In this research, the MF-DFA method was adopted to identify the internal stability of temperature series and the strength of its self-regulation mechanism in the typical areas of different latitudes along the eastern coast of China, study how the long-range correlation in the series evolves, and discuss the influence of various natural elements. This study selected the daily average temperature, maximum temperature, and minimum temperature of Guangdong, Jiangsu and Liaoning, typical regions spanning subtropical zone, warm temperate zone and temperate zone, as its research objects, and adopted the generalized Hurst exponent, mass exponent, singularity exponent and multifractal spectrum system to study the multifractal strength and long-range correlation of T_avg, T_max and T_min in the above three regions. The main conclusions were as follows:

(1) The daily temperature time series showed strong multifractal properties. The temperature series in Liaoning exhibited the strongest multifractality, so the LRC in Liaoning was the highest, followed by that in Guangdong, and Jiangsu. The most stable temperature series was that of Liaoning, followed by the time series of Guangdong and Jiangsu. This may be related to the location of the research areas where they are affected by the marine factors and the cold and warm air masses to different degrees.

(2) Guangdong showed the highest degree of multifractal strength, so Guangdong's temperature experienced the largest fluctuations among the three provinces. The multifractality strength of the T_max series in Jiangsu was higher than that in Liaoning, while the multifractality strength of the T_avg and T_min series in Jiangsu was lower than that in Liaoning. Jiangsu had the larger fluctuations in T_max series than Liaoning did, while it had smaller fluctuations in T_avg and T_min series than Liaoning did. In addition to the differences in atmospheric circulation and sea surface temperature change in these three regions, this phenomenon was also affected by topographic factors: Jiangsu is mainly plain with a flat topography; however, Liaoning has many mountains and hills of which topography fluctuates greatly, and the thermal properties of the underlying ground surface vary greatly in different regions of the province.

(3) Guangdong and Liaoning both had the strongest T_min multifractal strength, followed by T_avg and T_max. However, in Jiangsu, it had the strongest T_max multifractal strength, followed by the T_avg and T_min. This may be related to the comprehensive effects of natural factors, urbanization and other factors.

(4) This dissertation researched the dominant factors of the T_avg, T_max and T_min multifractals, and through random re-ordering and phase randomization for the original temperature series, it calculated the generalized Hurst exponent H(q), singularity exponent α, and singularity spectrum f(α) to examine the multifractal sources of the temperature time series in comparison with the original, shuffled, and surrogate time series.

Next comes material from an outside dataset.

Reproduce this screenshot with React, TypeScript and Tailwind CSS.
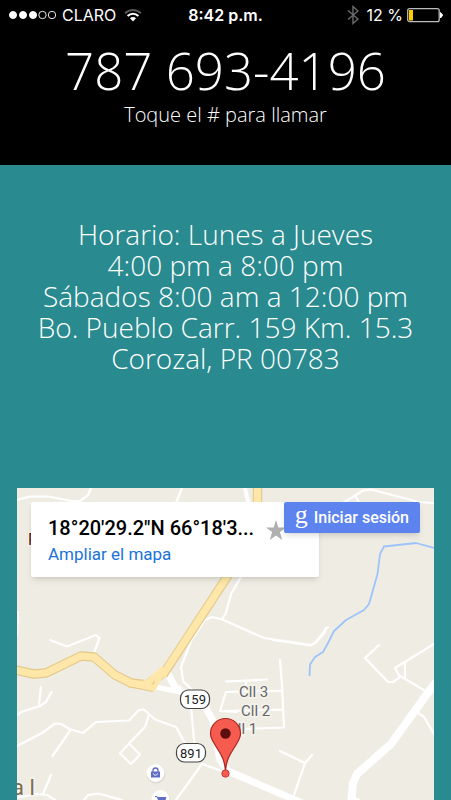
function StatusBar() {
  return (
    <div className="grid grid-cols-[1fr_auto_1fr] items-center h-[30px] px-2 text-base font-normal font-['Inter',sans-serif]">
      <div className="flex items-center">
        <svg className="w-12 h-3 mr-1.5" viewBox="0 0 48 12" fill="none" stroke="white">
          <circle cx="5" cy="6" r="3.500" fill="white" />
          <circle cx="15" cy="6" r="3.500" fill="white" />
          <circle cx="25" cy="6" r="3.500" fill="white" />
          <circle cx="34.500" cy="6" r="3.700" strokeWidth="0.900" />
          <circle cx="44" cy="6" r="3.700" strokeWidth="0.900" />
        </svg>
        <span>CLARO</span>
        <svg className="w-[18px] h-[14px] ml-2" viewBox="0 0 18 14" fill="none" strokeWidth="2">
          <path d="M1 5.200C5.500 0.900 12.500 0.900 17 5.200" stroke="#555" />
          <path d="M3.600 8C6.700 5 11.300 5 14.400 8" stroke="white" />
          <path d="M6 10.300C7.700 8.700 10.300 8.700 12 10.300L9 13.500Z" fill="white" />
        </svg>
      </div>

      <span className="font-semibold">8:42 p.m.</span>

      <div className="flex items-center justify-end">
        <svg className="w-3 h-5 mr-2" viewBox="0 0 12 20" fill="none" stroke="#6b6b6b" strokeWidth="1.400">
          <path d="M1 5.500L11 14L6 18.500V1.500L11 6L1 14.500" />
        </svg>
        <span>12 %</span>
        <svg className="w-9 h-4 ml-1" viewBox="0 0 36 16">
          <rect x="0.700" y="1.700" width="31.500" height="13" rx="2" fill="none" stroke="#bdbdbd" strokeWidth="1.300" />
          <rect x="2" y="3" width="4" height="10.500" fill="#fc0" />
          <path d="M33.500 5.500L35.700 8.200L33.500 11Z" fill="white" stroke="white" strokeLinejoin="round" />
        </svg>
      </div>
    </div>
  )
}

function RoadMap() {
  return (
    <svg
      className="absolute inset-0 w-full h-full"
      viewBox="17 488 417 312"
      preserveAspectRatio="xMidYMin slice"
      aria-hidden="true"
    >
      <rect x="17" y="488" width="417" height="312" fill="#efece4" />

      {/* Quebrada */}
      <path
        d="M434 548L416 543L384 546.500L380 554L377.500 574L369 604L364 610L346 620L334 631L328 643L323 652L315 657L310 664.500L309.500 676"
        fill="none"
        stroke="#9cc4fb"
        strokeWidth="1.800"
        strokeLinejoin="round"
      />

      {/* Calles */}
      <g fill="none" stroke="white" strokeWidth="2.200" strokeLinejoin="round" strokeLinecap="round">
        <path d="M17 500L30 496.500L48 496.500L72 501L80 501L88 495L91 488" />
        <path d="M182 488L176 503" />
        <path d="M245 488L250 510" strokeWidth="4" />
        <path d="M343 503L356 495L363 490.500L371 489.500L419 502L434 503" />
        <path d="M355 495L359 503" />
        <path d="M241 577L231 594L226 613L222 619" />
        <path d="M326 628L324 633L317 640M326 628L328 627.500" />
        <path d="M197 695L183 681L181 667L191 641L205 620L212 617L221 619L264 638L312 645L318 640L325 632" />
        <path d="M17 635L18 612" />
        <path d="M50 640L67 646.500L96 635L99.500 638L94 653" />
        <path d="M17 715L22 711.500L40 706L46 702L51.500 692" />
        <path d="M39 704L41 687" />
        <path d="M17 746L42 733L55 723.500L61 724L69.500 729L83 733L96 722L129 720.500L139 710L144 709.500L155 719.500L176 727L186 745L192 757" />
        <path d="M70.500 730L52.500 756" />
        <path d="M149 715L145 727L129 743.500M129 743.500L120 753.500L131 764L140 754.500Z" />
        <path d="M191 707L195 750M202 764L176 800M202 764L222 771" />
        <path d="M51 775L43 794M17 798L35 794L47 795L55 800" />
        <path d="M84 800L88 795L98 793.500L122 800" />
        <path d="M226 681.500L267 679.500M246 681L246 688M226 692L282 690.500M224 711L283 709.500M240 729L284 727.500L282 685L280 660M226 692L220 711L237 712" />
        <path d="M273 640L310 645.500L316 642.500L326 629" />
        <path d="M280 751L305 763L312 755M305 763L294 795" />
        <path d="M379 645L365 658L388 682L393 682L400 677L395 668L434 644M400 676L424 690M405 662V678M417 712L424 717L434 734" />
        <path d="M352 797L368 804" />
      </g>

      {/* Carretera 159 */}
      <g fill="none" stroke="white" strokeLinejoin="round">
        <path d="M166 670L175 687L190 697L205 706L213 721L216 740L220 760L228 771L302 803" strokeWidth="7" />
        <path d="M156 687L184 693" strokeWidth="5" />
        <path d="M436 682L427 694L391 744L357 774L353 783L351 803" strokeWidth="8" />
      </g>
      <g fill="none" strokeLinejoin="round">
        <g stroke="#e4c98b" strokeWidth="9.500">
          <path d="M257.500 485V507L227 577L163 675" />
          <path d="M15 670L34 674L46 673L81 656L94 657L115 675L131 683L147 685L163 673" />
        </g>
        <path d="M162 666L166 671L155 691L153 691.500L128 686L148 679Z" fill="#fee7a8" />
        <path d="M128 686.500L153 691.500" stroke="#e4c98b" strokeWidth="1.200" />
        <g stroke="#fee7a8" strokeWidth="7.200">
          <path d="M257.500 485V507L227 577L162 676" />
          <path d="M15 670L34 674L46 673L81 656L94 657L115 675L131 683L147 685L163 673" />
        </g>
        <path d="M151 685L155 680L154 684Z" fill="#e4c98b" />
      </g>

      <g fontFamily="Roboto, sans-serif" stroke="#f5f3ee" strokeWidth="3" paintOrder="stroke">
        <text x="28" y="545" fontSize="16" fill="#4d1712">P</text>
        <text x="239" y="697" fontSize="15" fill="#666">Cll 3</text>
        <text x="241" y="716" fontSize="15" fill="#666">Cll 2</text>
        <text x="228" y="734" fontSize="15" fill="#666">Cll 1</text>
        <text x="12" y="795" fontSize="22" fill="#7d6c4e">a l</text>
      </g>

      {/* Números de carretera */}
      <g fontFamily="Roboto, sans-serif" fontSize="13" textAnchor="middle">
        <rect x="180.500" y="690" width="29" height="18.500" rx="8" fill="white" stroke="#444" strokeWidth="1.200" />
        <text x="195" y="704" fill="#222">159</text>
        <rect x="176.500" y="743.500" width="29" height="18.500" rx="8" fill="white" stroke="#444" strokeWidth="1.200" />
        <text x="191" y="757.500" fill="#222">891</text>
      </g>

      {/* Tiendas */}
      <circle cx="156" cy="774" r="9.500" fill="#dcd9d2" />
      <circle cx="155.500" cy="773" r="9" fill="white" />
      <path d="M153 772V770.500A2.500 2.500 0 0 1 158 770.500V772" fill="none" stroke="#616cc5" strokeWidth="1.300" />
      <path d="M151 771.500H160V777.500H151Z" fill="#616cc5" />
      <path d="M153.500 773.500C154 775.800 157 775.800 157.500 773.500" fill="none" stroke="white" />
      <circle cx="161" cy="800" r="9.500" fill="#dcd9d2" />
      <circle cx="160.500" cy="799" r="9" fill="white" />
      <path d="M155 796.500H157L159 801H164.500L166 797.500H157.500" fill="#616cc5" stroke="#616cc5" />

      {/* Marcador */}
      <path
        d="M225.500 771C224.500 757 219 752 214.500 744C212 740 210.500 737 210.500 733.500A15 15 0 0 1 240.500 733.500C240.500 737 239 740 236.500 744C232 752 226.500 757 225.500 771Z"
        fill="#f65b50"
        stroke="#a9261f"
        strokeWidth="1.200"
      />
      <circle cx="225.500" cy="733.500" r="5.200" fill="#5c0f0d" />
      <circle cx="225.500" cy="773.500" r="3.700" fill="#f65b50" stroke="#b52b24" strokeWidth="0.800" />
    </svg>
  )
}

export default function App() {
  return (
    <main className="min-h-screen flex flex-col bg-[#298a8f] text-white font-['Open_Sans',sans-serif] font-light text-center">

      <header className="bg-black">
        <StatusBar />

        {/* Teléfono */}
        <div className="pt-[10px] pb-9">
          <a href="tel:7876934196" className="block text-[51px] leading-[61px]">787 693-4196</a>
          <p className="text-xl leading-7">Toque el # para llamar</p>
        </div>
      </header>

      {/* Horario */}
      <section className="pt-[54px] pb-[114px] text-[28px] leading-[31px]">
        <p>Horario: Lunes a Jueves</p>
        <p>4:00 pm a 8:00 pm</p>
        <p>Sábados 8:00 am a 12:00 pm</p>
        <p>Bo. Pueblo Carr. 159 Km. 15.3</p>
        <p>Corozal, PR 00783</p>
      </section>

      {/* Mapa */}
      <section className="relative flex-1 min-h-[312px] mx-[17px] overflow-hidden font-['Roboto',sans-serif] font-normal text-left">
        <RoadMap />

        <div className="absolute top-[14px] left-[14px] w-72 h-[75px] flex px-[17px] pt-3 bg-white rounded-xs shadow-md">
          <div>
            <h2 className="text-xl leading-7 font-medium text-black whitespace-nowrap">18°20'29.2"N 66°18'3...</h2>
            <a href="#mapa" className="block text-[17px] leading-6 text-[#1a73d9]">Ampliar el mapa</a>
          </div>
          <svg className="w-5 h-5 mt-1.5 ml-3 shrink-0" viewBox="0 0 20 20" fill="#b0b0b0">
            <path d="M10 0L12.400 7.400H20L13.900 12L16.200 20L10 15.400L3.800 20L6.100 12L0 7.400H7.600Z" />
          </svg>
        </div>

        <button className="absolute top-[14px] right-[14px] h-[31px] px-[11px] flex items-center gap-1.5 bg-[#5d83ef] rounded-xs shadow-md text-base font-medium">
          <span className="font-['Liberation_Serif',serif] font-normal text-[26px] leading-6 pb-1.5">g</span>
          Iniciar sesión
        </button>
      </section>

    </main>
  )
}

Finally, the author found the multifractality of temperature time series was caused not only by negative power-law distribution but also by long-range correlation in which the contribution of the long-range correlation of the series itself to the formation of the multifractal characteristics of daily temperature series was greater than that of the negative power-law distribution.

In this study, the typical temperature zones of the eastern coastal regions of China were selected as its research areas, covering tropical, subtropical and temperate zones. And the MF-DFA method was adopted to study the multifractal characteristics and long-range correlations of daily temperature series and to identify the stability of climate systems in these different regions, which can help deepen the understanding of the temperature change patterns and their causes in different temperature zones in China under the background of climate change. The research on these aspects is not only a hot-spot issue in the field of climate change, but also an important content of disaster risk quantitative assessment, so the research will be an important reference for environmental protection and sustainable development.